■ What you should do ■
Copy each line holding the string "with".

■ Supplied material ■
-- BEGIN --

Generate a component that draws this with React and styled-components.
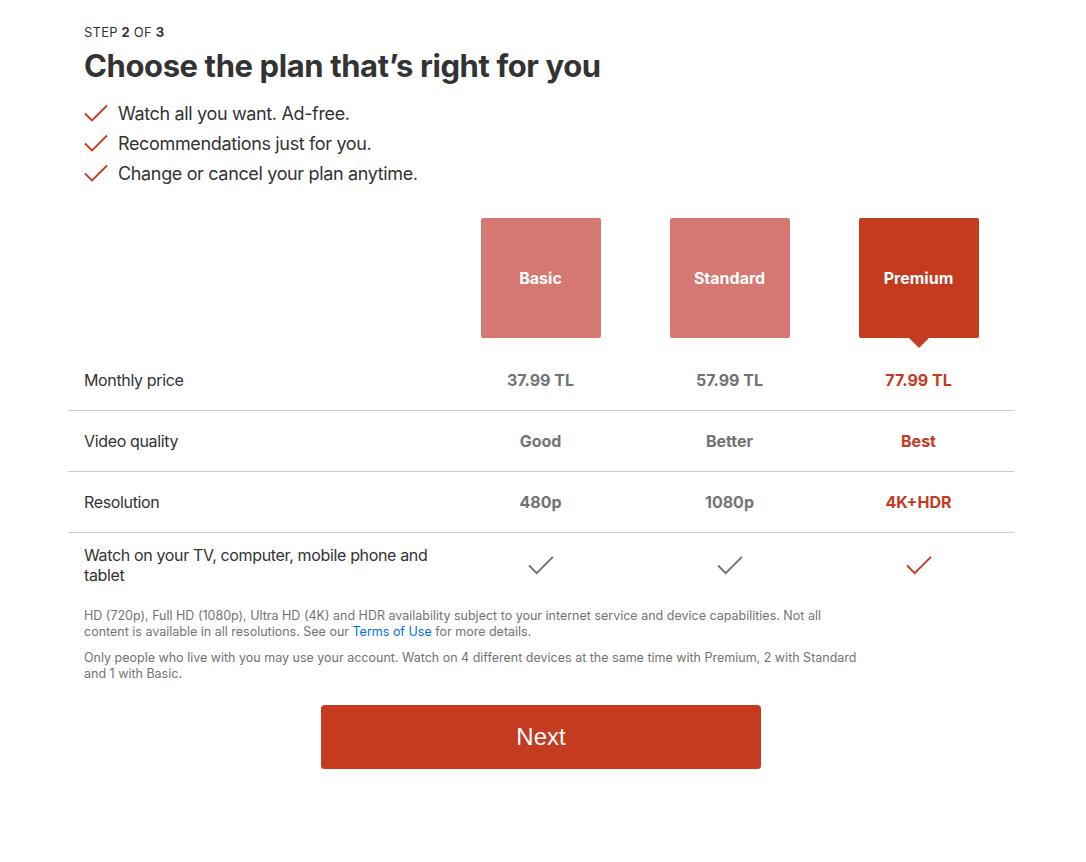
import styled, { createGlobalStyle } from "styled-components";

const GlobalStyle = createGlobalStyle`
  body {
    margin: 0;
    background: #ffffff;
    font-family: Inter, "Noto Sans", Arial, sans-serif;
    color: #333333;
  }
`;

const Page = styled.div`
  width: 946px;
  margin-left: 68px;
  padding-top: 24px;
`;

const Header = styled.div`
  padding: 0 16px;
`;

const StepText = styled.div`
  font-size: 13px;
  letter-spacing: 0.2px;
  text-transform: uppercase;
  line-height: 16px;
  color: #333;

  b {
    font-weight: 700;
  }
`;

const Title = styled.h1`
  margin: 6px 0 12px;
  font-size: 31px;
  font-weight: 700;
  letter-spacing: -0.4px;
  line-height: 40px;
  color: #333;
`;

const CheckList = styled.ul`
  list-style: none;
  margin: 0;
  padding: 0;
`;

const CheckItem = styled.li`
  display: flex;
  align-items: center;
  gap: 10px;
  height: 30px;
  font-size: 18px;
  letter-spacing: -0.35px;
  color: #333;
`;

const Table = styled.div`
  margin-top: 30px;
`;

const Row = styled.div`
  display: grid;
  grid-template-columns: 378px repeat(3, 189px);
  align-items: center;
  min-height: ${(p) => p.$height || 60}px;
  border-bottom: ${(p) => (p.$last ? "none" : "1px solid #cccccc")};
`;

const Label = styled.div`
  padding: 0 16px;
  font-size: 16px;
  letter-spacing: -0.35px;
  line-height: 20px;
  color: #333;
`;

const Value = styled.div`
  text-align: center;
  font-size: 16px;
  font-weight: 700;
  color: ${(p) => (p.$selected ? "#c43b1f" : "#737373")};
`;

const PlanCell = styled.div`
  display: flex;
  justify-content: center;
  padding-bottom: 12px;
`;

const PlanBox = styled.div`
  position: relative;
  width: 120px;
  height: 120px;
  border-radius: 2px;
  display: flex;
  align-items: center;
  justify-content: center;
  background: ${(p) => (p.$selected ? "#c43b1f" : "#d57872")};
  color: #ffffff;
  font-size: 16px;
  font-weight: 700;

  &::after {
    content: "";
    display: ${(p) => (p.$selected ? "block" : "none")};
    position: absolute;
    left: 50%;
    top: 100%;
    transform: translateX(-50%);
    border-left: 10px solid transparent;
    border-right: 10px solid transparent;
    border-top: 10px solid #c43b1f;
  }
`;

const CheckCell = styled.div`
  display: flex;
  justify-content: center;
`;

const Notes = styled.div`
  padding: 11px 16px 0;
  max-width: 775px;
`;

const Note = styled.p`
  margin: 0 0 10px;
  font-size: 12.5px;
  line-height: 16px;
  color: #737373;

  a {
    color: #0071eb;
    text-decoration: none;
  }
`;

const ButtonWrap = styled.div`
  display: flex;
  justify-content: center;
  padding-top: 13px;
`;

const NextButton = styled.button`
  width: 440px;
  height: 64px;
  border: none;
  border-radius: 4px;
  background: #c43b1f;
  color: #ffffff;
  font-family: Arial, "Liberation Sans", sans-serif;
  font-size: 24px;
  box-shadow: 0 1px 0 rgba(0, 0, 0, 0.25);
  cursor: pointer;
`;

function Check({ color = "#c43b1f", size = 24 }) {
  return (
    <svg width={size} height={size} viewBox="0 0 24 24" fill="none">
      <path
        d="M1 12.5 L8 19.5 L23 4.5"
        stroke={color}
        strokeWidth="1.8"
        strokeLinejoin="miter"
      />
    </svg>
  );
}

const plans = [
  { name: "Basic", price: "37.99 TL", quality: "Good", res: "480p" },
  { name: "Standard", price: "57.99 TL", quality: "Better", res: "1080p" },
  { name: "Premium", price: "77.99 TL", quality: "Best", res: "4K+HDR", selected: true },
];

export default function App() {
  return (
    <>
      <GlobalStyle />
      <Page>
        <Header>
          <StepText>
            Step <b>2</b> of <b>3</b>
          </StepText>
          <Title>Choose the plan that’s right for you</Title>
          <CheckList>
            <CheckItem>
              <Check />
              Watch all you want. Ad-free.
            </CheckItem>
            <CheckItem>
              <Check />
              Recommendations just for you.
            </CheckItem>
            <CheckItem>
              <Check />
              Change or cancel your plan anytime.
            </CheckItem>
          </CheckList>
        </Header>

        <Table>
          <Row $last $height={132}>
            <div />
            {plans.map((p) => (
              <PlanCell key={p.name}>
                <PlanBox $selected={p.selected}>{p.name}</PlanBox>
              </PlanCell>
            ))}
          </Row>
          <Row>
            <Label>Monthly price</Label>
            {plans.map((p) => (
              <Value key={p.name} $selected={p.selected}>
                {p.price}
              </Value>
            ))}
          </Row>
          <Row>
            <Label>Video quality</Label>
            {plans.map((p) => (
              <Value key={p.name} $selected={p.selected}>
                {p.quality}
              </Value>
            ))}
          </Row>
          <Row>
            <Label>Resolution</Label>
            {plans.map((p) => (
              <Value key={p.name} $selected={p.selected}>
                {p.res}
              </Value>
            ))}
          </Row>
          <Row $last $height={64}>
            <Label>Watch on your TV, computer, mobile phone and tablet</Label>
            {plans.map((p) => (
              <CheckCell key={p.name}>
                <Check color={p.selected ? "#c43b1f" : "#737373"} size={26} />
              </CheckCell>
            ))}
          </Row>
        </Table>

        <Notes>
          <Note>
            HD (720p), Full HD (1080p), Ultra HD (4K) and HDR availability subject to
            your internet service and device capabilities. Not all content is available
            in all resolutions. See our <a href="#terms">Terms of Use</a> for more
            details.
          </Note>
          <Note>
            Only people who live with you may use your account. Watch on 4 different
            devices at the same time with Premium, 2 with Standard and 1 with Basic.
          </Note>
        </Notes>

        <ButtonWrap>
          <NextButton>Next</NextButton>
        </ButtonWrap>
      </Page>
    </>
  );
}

-- END --

■ Exercise solution ■
Generate a component that draws this with React and styled-components.
            Only people who live with you may use your account. Watch on 4 different
            devices at the same time with Premium, 2 with Standard and 1 with Basic.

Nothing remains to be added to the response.